• _TO BE DONE_
Write out all of the data exactly as it appears.

═══ PROVIDED DATA

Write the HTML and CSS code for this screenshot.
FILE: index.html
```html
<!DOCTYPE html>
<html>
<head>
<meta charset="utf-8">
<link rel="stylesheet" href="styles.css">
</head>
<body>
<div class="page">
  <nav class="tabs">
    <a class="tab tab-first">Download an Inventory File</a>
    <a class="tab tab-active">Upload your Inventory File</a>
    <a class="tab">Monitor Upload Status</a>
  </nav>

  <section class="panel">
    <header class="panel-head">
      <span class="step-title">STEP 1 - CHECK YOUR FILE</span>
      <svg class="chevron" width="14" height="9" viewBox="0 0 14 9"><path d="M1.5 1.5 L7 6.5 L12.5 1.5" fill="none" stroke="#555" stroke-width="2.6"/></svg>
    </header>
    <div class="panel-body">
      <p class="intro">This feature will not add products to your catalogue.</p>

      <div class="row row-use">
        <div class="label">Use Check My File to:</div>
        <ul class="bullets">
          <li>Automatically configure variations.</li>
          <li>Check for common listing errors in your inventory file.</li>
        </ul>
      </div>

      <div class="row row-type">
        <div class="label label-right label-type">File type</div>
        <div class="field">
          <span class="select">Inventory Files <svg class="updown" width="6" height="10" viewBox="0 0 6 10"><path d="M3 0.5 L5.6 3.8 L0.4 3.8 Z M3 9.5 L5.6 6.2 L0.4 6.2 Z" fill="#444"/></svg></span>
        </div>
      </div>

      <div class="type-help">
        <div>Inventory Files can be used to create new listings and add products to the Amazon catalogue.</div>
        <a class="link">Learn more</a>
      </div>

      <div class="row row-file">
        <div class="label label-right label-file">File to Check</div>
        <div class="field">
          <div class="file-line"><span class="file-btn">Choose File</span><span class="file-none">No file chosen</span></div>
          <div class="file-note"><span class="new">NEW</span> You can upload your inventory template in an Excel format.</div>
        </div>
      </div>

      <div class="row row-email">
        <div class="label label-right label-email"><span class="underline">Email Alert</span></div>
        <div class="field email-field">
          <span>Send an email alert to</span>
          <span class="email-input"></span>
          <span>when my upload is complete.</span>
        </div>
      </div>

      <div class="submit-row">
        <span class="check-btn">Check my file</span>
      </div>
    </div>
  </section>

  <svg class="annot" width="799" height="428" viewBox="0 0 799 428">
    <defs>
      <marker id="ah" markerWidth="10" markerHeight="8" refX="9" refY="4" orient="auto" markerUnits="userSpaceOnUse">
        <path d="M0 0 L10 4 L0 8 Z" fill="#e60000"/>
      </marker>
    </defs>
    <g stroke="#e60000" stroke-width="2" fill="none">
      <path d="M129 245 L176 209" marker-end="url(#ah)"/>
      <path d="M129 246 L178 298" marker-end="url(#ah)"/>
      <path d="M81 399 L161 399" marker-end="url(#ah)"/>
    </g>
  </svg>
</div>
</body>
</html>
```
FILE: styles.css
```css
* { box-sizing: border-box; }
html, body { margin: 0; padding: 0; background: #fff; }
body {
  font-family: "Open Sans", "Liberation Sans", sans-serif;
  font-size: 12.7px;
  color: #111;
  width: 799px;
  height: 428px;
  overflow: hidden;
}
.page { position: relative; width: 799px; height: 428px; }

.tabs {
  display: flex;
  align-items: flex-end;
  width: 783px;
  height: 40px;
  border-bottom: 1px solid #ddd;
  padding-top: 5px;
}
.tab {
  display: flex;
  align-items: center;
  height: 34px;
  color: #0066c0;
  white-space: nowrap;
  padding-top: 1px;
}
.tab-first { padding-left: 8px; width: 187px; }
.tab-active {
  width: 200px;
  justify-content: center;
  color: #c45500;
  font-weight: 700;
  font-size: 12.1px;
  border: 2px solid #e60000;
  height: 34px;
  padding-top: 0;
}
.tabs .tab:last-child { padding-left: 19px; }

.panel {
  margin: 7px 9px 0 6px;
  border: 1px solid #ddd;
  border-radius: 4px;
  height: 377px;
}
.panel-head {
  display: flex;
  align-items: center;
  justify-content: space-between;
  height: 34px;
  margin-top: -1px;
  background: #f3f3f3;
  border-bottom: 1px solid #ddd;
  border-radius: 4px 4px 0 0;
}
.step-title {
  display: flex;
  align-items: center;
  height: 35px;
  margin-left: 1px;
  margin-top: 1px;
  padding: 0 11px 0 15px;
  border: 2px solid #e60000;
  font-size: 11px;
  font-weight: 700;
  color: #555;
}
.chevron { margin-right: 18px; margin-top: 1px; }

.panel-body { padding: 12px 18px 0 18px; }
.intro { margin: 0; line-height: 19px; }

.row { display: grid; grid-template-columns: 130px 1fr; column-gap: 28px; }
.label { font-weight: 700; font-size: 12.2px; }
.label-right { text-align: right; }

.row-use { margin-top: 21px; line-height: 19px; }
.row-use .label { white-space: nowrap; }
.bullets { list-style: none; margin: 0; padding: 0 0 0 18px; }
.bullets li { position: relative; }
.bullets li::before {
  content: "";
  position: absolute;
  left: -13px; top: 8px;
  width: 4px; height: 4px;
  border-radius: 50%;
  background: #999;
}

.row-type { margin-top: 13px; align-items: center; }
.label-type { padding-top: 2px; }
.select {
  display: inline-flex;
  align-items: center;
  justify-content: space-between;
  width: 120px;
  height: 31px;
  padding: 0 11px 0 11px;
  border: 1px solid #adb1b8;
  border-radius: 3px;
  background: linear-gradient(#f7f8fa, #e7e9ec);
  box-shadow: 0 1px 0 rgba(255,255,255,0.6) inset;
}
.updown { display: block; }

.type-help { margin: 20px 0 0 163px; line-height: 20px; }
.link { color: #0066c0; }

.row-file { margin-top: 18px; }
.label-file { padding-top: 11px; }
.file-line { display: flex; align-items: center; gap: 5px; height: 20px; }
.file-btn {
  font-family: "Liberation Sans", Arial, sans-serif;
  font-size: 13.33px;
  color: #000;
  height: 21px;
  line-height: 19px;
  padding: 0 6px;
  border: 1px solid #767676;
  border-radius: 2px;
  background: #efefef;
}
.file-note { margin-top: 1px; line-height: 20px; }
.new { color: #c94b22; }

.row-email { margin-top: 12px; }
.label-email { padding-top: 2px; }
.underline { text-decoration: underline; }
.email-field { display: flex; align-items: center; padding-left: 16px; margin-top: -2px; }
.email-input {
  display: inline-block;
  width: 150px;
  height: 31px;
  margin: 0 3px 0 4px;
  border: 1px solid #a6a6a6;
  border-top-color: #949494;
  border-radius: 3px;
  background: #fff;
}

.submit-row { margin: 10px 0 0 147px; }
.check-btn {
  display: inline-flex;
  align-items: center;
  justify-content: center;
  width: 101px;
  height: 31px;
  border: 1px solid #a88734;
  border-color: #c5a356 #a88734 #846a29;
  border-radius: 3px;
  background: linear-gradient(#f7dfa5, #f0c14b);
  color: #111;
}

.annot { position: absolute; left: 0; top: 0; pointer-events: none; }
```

══════

• _REPLY_
Write the HTML and CSS code for this screenshot.
FILE: index.html
```html
<!DOCTYPE html>
<html>
<head>
<meta charset="utf-8">
<link rel="stylesheet" href="styles.css">
</head>
<body>
<div class="page">
  <nav class="tabs">
    <a class="tab tab-first">Download an Inventory File</a>
    <a class="tab tab-active">Upload your Inventory File</a>
    <a class="tab">Monitor Upload Status</a>
  </nav>

  <section class="panel">
    <header class="panel-head">
      <span class="step-title">STEP 1 - CHECK YOUR FILE</span>
      <svg class="chevron" width="14" height="9" viewBox="0 0 14 9"><path d="M1.5 1.5 L7 6.5 L12.5 1.5" fill="none" stroke="#555" stroke-width="2.6"/></svg>
    </header>
    <div class="panel-body">
      <p class="intro">This feature will not add products to your catalogue.</p>

      <div class="row row-use">
        <div class="label">Use Check My File to:</div>
        <ul class="bullets">
          <li>Automatically configure variations.</li>
          <li>Check for common listing errors in your inventory file.</li>
        </ul>
      </div>

      <div class="row row-type">
        <div class="label label-right label-type">File type</div>
        <div class="field">
          <span class="select">Inventory Files <svg class="updown" width="6" height="10" viewBox="0 0 6 10"><path d="M3 0.5 L5.6 3.8 L0.4 3.8 Z M3 9.5 L5.6 6.2 L0.4 6.2 Z" fill="#444"/></svg></span>
        </div>
      </div>

      <div class="type-help">
        <div>Inventory Files can be used to create new listings and add products to the Amazon catalogue.</div>
        <a class="link">Learn more</a>
      </div>

      <div class="row row-file">
        <div class="label label-right label-file">File to Check</div>
        <div class="field">
          <div class="file-line"><span class="file-btn">Choose File</span><span class="file-none">No file chosen</span></div>
          <div class="file-note"><span class="new">NEW</span> You can upload your inventory template in an Excel format.</div>
        </div>
      </div>

      <div class="row row-email">
        <div class="label label-right label-email"><span class="underline">Email Alert</span></div>
        <div class="field email-field">
          <span>Send an email alert to</span>
          <span class="email-input"></span>
          <span>when my upload is complete.</span>
        </div>
      </div>

      <div class="submit-row">
        <span class="check-btn">Check my file</span>
      </div>
    </div>
  </section>

  <svg class="annot" width="799" height="428" viewBox="0 0 799 428">
    <defs>
      <marker id="ah" markerWidth="10" markerHeight="8" refX="9" refY="4" orient="auto" markerUnits="userSpaceOnUse">
        <path d="M0 0 L10 4 L0 8 Z" fill="#e60000"/>
      </marker>
    </defs>
    <g stroke="#e60000" stroke-width="2" fill="none">
      <path d="M129 245 L176 209" marker-end="url(#ah)"/>
      <path d="M129 246 L178 298" marker-end="url(#ah)"/>
      <path d="M81 399 L161 399" marker-end="url(#ah)"/>
    </g>
  </svg>
</div>
</body>
</html>
```
FILE: styles.css
```css
* { box-sizing: border-box; }
html, body { margin: 0; padding: 0; background: #fff; }
body {
  font-family: "Open Sans", "Liberation Sans", sans-serif;
  font-size: 12.7px;
  color: #111;
  width: 799px;
  height: 428px;
  overflow: hidden;
}
.page { position: relative; width: 799px; height: 428px; }

.tabs {
  display: flex;
  align-items: flex-end;
  width: 783px;
  height: 40px;
  border-bottom: 1px solid #ddd;
  padding-top: 5px;
}
.tab {
  display: flex;
  align-items: center;
  height: 34px;
  color: #0066c0;
  white-space: nowrap;
  padding-top: 1px;
}
.tab-first { padding-left: 8px; width: 187px; }
.tab-active {
  width: 200px;
  justify-content: center;
  color: #c45500;
  font-weight: 700;
  font-size: 12.1px;
  border: 2px solid #e60000;
  height: 34px;
  padding-top: 0;
}
.tabs .tab:last-child { padding-left: 19px; }

.panel {
  margin: 7px 9px 0 6px;
  border: 1px solid #ddd;
  border-radius: 4px;
  height: 377px;
}
.panel-head {
  display: flex;
  align-items: center;
  justify-content: space-between;
  height: 34px;
  margin-top: -1px;
  background: #f3f3f3;
  border-bottom: 1px solid #ddd;
  border-radius: 4px 4px 0 0;
}
.step-title {
  display: flex;
  align-items: center;
  height: 35px;
  margin-left: 1px;
  margin-top: 1px;
  padding: 0 11px 0 15px;
  border: 2px solid #e60000;
  font-size: 11px;
  font-weight: 700;
  color: #555;
}
.chevron { margin-right: 18px; margin-top: 1px; }

.panel-body { padding: 12px 18px 0 18px; }
.intro { margin: 0; line-height: 19px; }

.row { display: grid; grid-template-columns: 130px 1fr; column-gap: 28px; }
.label { font-weight: 700; font-size: 12.2px; }
.label-right { text-align: right; }

.row-use { margin-top: 21px; line-height: 19px; }
.row-use .label { white-space: nowrap; }
.bullets { list-style: none; margin: 0; padding: 0 0 0 18px; }
.bullets li { position: relative; }
.bullets li::before {
  content: "";
  position: absolute;
  left: -13px; top: 8px;
  width: 4px; height: 4px;
  border-radius: 50%;
  background: #999;
}

.row-type { margin-top: 13px; align-items: center; }
.label-type { padding-top: 2px; }
.select {
  display: inline-flex;
  align-items: center;
  justify-content: space-between;
  width: 120px;
  height: 31px;
  padding: 0 11px 0 11px;
  border: 1px solid #adb1b8;
  border-radius: 3px;
  background: linear-gradient(#f7f8fa, #e7e9ec);
  box-shadow: 0 1px 0 rgba(255,255,255,0.6) inset;
}
.updown { display: block; }

.type-help { margin: 20px 0 0 163px; line-height: 20px; }
.link { color: #0066c0; }

.row-file { margin-top: 18px; }
.label-file { padding-top: 11px; }
.file-line { display: flex; align-items: center; gap: 5px; height: 20px; }
.file-btn {
  font-family: "Liberation Sans", Arial, sans-serif;
  font-size: 13.33px;
  color: #000;
  height: 21px;
  line-height: 19px;
  padding: 0 6px;
  border: 1px solid #767676;
  border-radius: 2px;
  background: #efefef;
}
.file-note { margin-top: 1px; line-height: 20px; }
.new { color: #c94b22; }

.row-email { margin-top: 12px; }
.label-email { padding-top: 2px; }
.underline { text-decoration: underline; }
.email-field { display: flex; align-items: center; padding-left: 16px; margin-top: -2px; }
.email-input {
  display: inline-block;
  width: 150px;
  height: 31px;
  margin: 0 3px 0 4px;
  border: 1px solid #a6a6a6;
  border-top-color: #949494;
  border-radius: 3px;
  background: #fff;
}

.submit-row { margin: 10px 0 0 147px; }
.check-btn {
  display: inline-flex;
  align-items: center;
  justify-content: center;
  width: 101px;
  height: 31px;
  border: 1px solid #a88734;
  border-color: #c5a356 #a88734 #846a29;
  border-radius: 3px;
  background: linear-gradient(#f7dfa5, #f0c14b);
  color: #111;
}

.annot { position: absolute; left: 0; top: 0; pointer-events: none; }
```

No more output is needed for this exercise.